# what does barley taste like?



## thajeepster (Mar 23, 2005)

Im thinking of replacing my normal brown rice with pearled barley, does it taste pretty good?  Does anyone have recipes?


----------



## Emma-Leigh (Mar 23, 2005)

thajeepster said:
			
		

> Im thinking of replacing my normal brown rice with pearled barley, does it taste pretty good?  Does anyone have recipes?

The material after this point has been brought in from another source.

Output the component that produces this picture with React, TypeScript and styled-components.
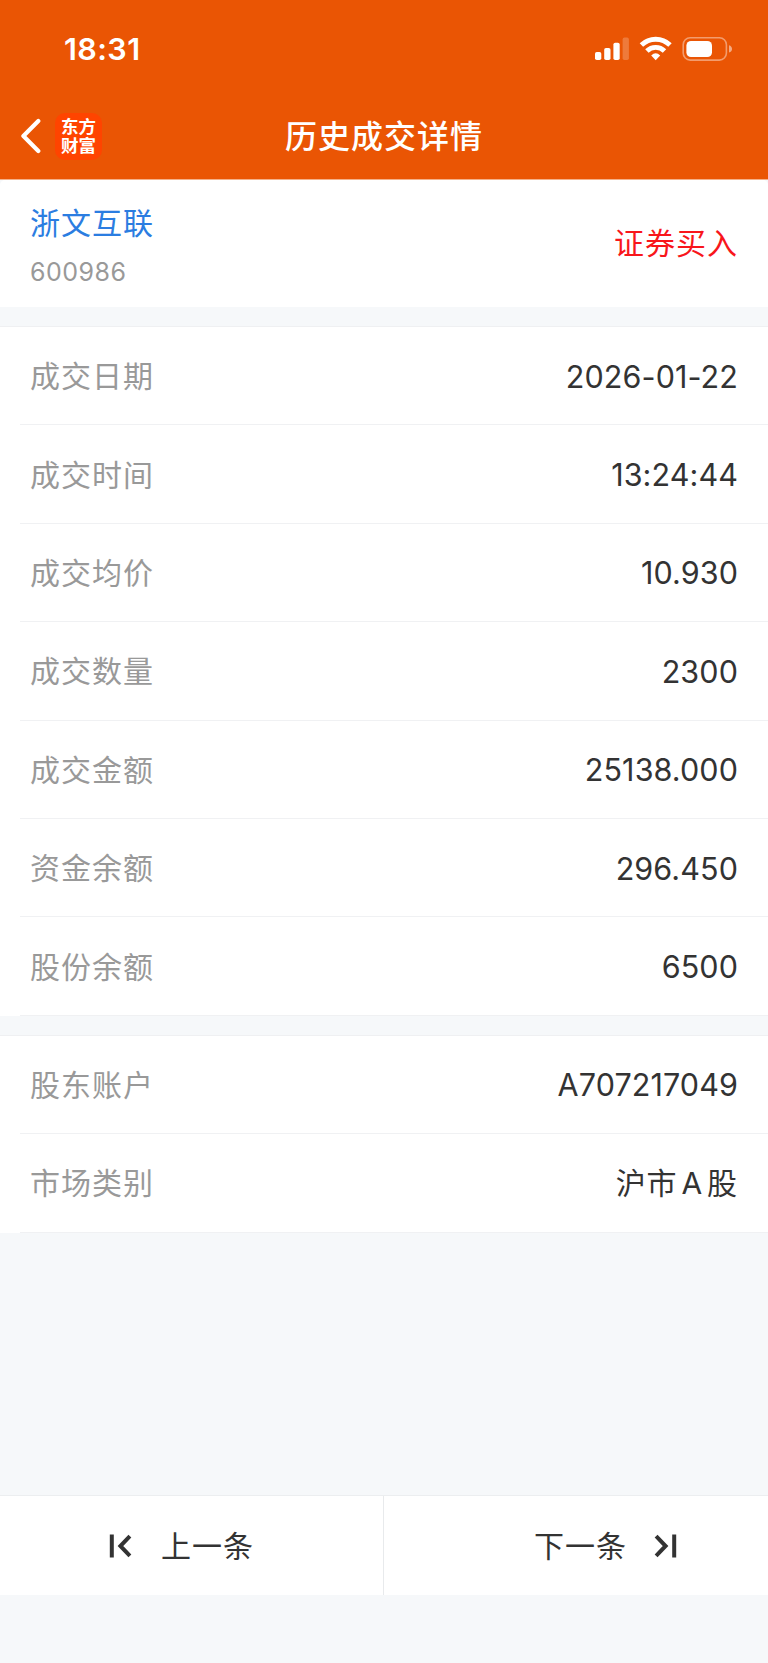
import React from "react";
import styled, { createGlobalStyle } from "styled-components";

const GlobalStyle = createGlobalStyle`
  * { box-sizing: border-box; }
  body {
    margin: 0;
    background: #f6f8fa;
    font-family: Inter, "Noto Sans CJK SC", sans-serif;
    color: #333;
  }
`;

const Screen = styled.div`
  display: flex;
  flex-direction: column;
  width: 768px;
  height: 1663px;
  background: #f6f8fa;
`;

const Header = styled.header`
  height: 180px;
  flex: none;
  background: #ea5504;
  color: #fff;
  border-bottom: 1px solid #f4b08a;
`;

const StatusBar = styled.div`
  display: flex;
  align-items: center;
  justify-content: space-between;
  height: 98px;
  padding: 0 36px 0 64px;
`;

const Clock = styled.span`
  font-size: 30.5px;
  font-weight: 600;
  line-height: 36px;
  letter-spacing: 0.4px;
`;

const NavBar = styled.div`
  display: grid;
  grid-template-columns: 1fr auto 1fr;
  align-items: center;
  height: 76px;
`;

const NavLeft = styled.div`
  display: flex;
  align-items: center;
  gap: 14px;
  padding-left: 20px;
`;

const Logo = styled.div`
  width: 47px;
  height: 47px;
  padding-top: 3px;
  border-radius: 10px;
  background: #ff4400;
  font-family: "Noto Sans CJK SC", sans-serif;
  font-size: 17.5px;
  font-weight: 700;
  line-height: 19.5px;
  text-align: center;
`;

const Title = styled.h1`
  margin: 2px 0 0;
  font-size: 32px;
  font-weight: 500;
  line-height: 44px;
  letter-spacing: 1px;
`;

const Summary = styled.section`
  display: flex;
  flex: none;
  align-items: center;
  justify-content: space-between;
  height: 127px;
  padding: 0 30px;
  background: #fff;
  border-radius: 5px 5px 0 0;
`;

const Stock = styled.div`
  padding-top: 7px;
`;

const StockName = styled.div`
  font-size: 30px;
  line-height: 44px;
  letter-spacing: 1px;
  color: #2b7de1;
`;

const StockCode = styled.div`
  margin-top: 6px;
  font-size: 25px;
  line-height: 42px;
  letter-spacing: 0.5px;
  color: #999;
`;

const Side = styled.div`
  padding-bottom: 6px;
  font-size: 30px;
  letter-spacing: 1px;
  color: #f8161b;
`;

const Group = styled.section`
  flex: none;
  margin-top: 19px;
  background: #fff;
  border-top: 1px solid #eff0f2;
`;

const Row = styled.div`
  display: flex;
  align-items: center;
  justify-content: space-between;
  height: 98.4px;
  margin-left: 20px;
  padding: 0 30px 0 10px;
  border-bottom: 1px solid #f0f1f3;
`;

const Label = styled.span`
  padding-bottom: 3px;
  font-size: 30px;
  letter-spacing: 1px;
  color: #999;
`;

const Value = styled.span<{ $cjk: boolean }>`
  padding-top: ${(p) => (p.$cjk ? "0" : "1px")};
  padding-bottom: ${(p) => (p.$cjk ? "3px" : "0")};
  font-size: ${(p) => (p.$cjk ? "30px" : "30.5px")};
  letter-spacing: ${(p) => (p.$cjk ? "1px" : "0.1px")};
  word-spacing: ${(p) => (p.$cjk ? "-5.6px" : "0")};
  color: #333;
`;

const Footer = styled.footer`
  display: flex;
  flex: none;
  height: 100px;
  margin-top: auto;
  margin-bottom: 68px;
  background: #fff;
  border-top: 1px solid #eceef0;
`;

const PageButton = styled.button<{ $side: "prev" | "next" }>`
  display: flex;
  align-items: center;
  justify-content: ${(p) => (p.$side === "prev" ? "flex-start" : "flex-end")};
  gap: ${(p) => (p.$side === "prev" ? "28px" : "26px")};
  width: 384px;
  padding: ${(p) => (p.$side === "prev" ? "0 0 0 109px" : "0 91px 0 0")};
  border: 0;
  border-right: ${(p) => (p.$side === "prev" ? "1px solid #e8eaec" : "0")};
  background: none;
  color: #333;
  font-family: inherit;
  font-size: 30px;
  letter-spacing: 1px;
`;

const ButtonText = styled.span`
  padding-bottom: 3px;
`;

const trades: [string, string][] = [
  ["成交日期", "2026-01-22"],
  ["成交时间", "13:24:44"],
  ["成交均价", "10.930"],
  ["成交数量", "2300"],
  ["成交金额", "25138.000"],
  ["资金余额", "296.450"],
  ["股份余额", "6500"],
];

const account: [string, string][] = [
  ["股东账户", "A707217049"],
  ["市场类别", "沪市 A 股"],
];

const StatusIcons = () => (
  <svg width="138" height="26" viewBox="594 36 138 26" fill="#fff">
    <rect x="595" y="52" width="6.3" height="8" rx="1.8" />
    <rect x="604.2" y="48" width="6.3" height="12" rx="1.8" />
    <rect x="613.4" y="42.8" width="6.3" height="17.2" rx="1.8" />
    <rect x="622.6" y="37.6" width="6.3" height="22.4" rx="1.8" opacity="0.22" />
    <g fill="none" stroke="#fff" strokeWidth="4.9">
      <path d="M641.4 45 A20.5 20.5 0 0 1 670 45" />
      <path d="M646.9 51 A12.6 12.6 0 0 1 664.5 51" />
    </g>
    <path d="M655.7 60.2 L651.2 55.6 Q655.7 50.8 660.2 55.6 Z" />
    <rect x="683.2" y="37.7" width="43.2" height="22.4" rx="7" fill="none" stroke="#fff" strokeWidth="1.6" opacity="0.42" />
    <rect x="686.4" y="41" width="25.6" height="16" rx="4.6" />
    <path d="M729 45.2 Q732 46.2 732 48.9 Q732 51.6 729 52.6 Z" opacity="0.5" />
  </svg>
);

const BackIcon = () => (
  <svg width="21" height="36" viewBox="0 0 21 36" fill="none" stroke="#fff" strokeWidth="4.2" strokeLinecap="round" strokeLinejoin="round">
    <path d="M18.3 3 L3.4 18 L18.3 33" />
  </svg>
);

const FirstIcon = () => (
  <svg width="24" height="24" viewBox="0 0 24 24" fill="none" stroke="#333" strokeWidth="4">
    <path d="M2.8 .5 V23.5" />
    <path d="M20.9 2.1 L11.4 12 L20.9 21.9" />
  </svg>
);

const LastIcon = () => (
  <svg width="24" height="24" viewBox="0 0 24 24" fill="none" stroke="#333" strokeWidth="4">
    <path d="M21.2 .5 V23.5" />
    <path d="M3.1 2.1 L12.6 12 L3.1 21.9" />
  </svg>
);

const Rows = ({ items }: { items: [string, string][] }) => (
  <Group>
    {items.map(([label, value]) => (
      <Row key={label}>
        <Label>{label}</Label>
        <Value $cjk={/[\u4e00-\u9fff]/.test(value)}>{value}</Value>
      </Row>
    ))}
  </Group>
);

export default function App() {
  return (
    <Screen>
      <GlobalStyle />
      <Header>
        <StatusBar>
          <Clock>18:31</Clock>
          <StatusIcons />
        </StatusBar>
        <NavBar>
          <NavLeft>
            <BackIcon />
            <Logo>
              东方
              <br />
              财富
            </Logo>
          </NavLeft>
          <Title>历史成交详情</Title>
        </NavBar>
      </Header>
      <Summary>
        <Stock>
          <StockName>浙文互联</StockName>
          <StockCode>600986</StockCode>
        </Stock>
        <Side>证券买入</Side>
      </Summary>
      <Rows items={trades} />
      <Rows items={account} />
      <Footer>
        <PageButton $side="prev">
          <FirstIcon />
          <ButtonText>上一条</ButtonText>
        </PageButton>
        <PageButton $side="next">
          <ButtonText>下一条</ButtonText>
          <LastIcon />
        </PageButton>
      </Footer>
    </Screen>
  );
}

It's really yummy!! There was a post about it a little while ago which had some recipes - here...


----------



## dodgyone (Mar 23, 2005)

It's a better flavour than brown rice, kind of nutty. I normally cook mine in vegetable or chicken stock to give it extra flavour. Bring to the boil and then simmer. Barley usually stays pretty chewy after cooking. Once cooked mix in a container with chicken, peas and sweetcorn.  A great simple meal.


----------



## Witmaster (Mar 23, 2005)

My only experience with raw barley was back in my "homebrewing" days.  I gotta tell you though, the end product tasted Great!!


----------



## thajeepster (Mar 23, 2005)

Emma-Leigh said:
			
		

> It's really yummy!! There was a post about it a little while ago which had some recipes - here...



thanks for the link


----------



## njdevil13 (Mar 23, 2005)

ive been thinking about adding some barely. does it come cheap and in alot of bulk like brown rice?


----------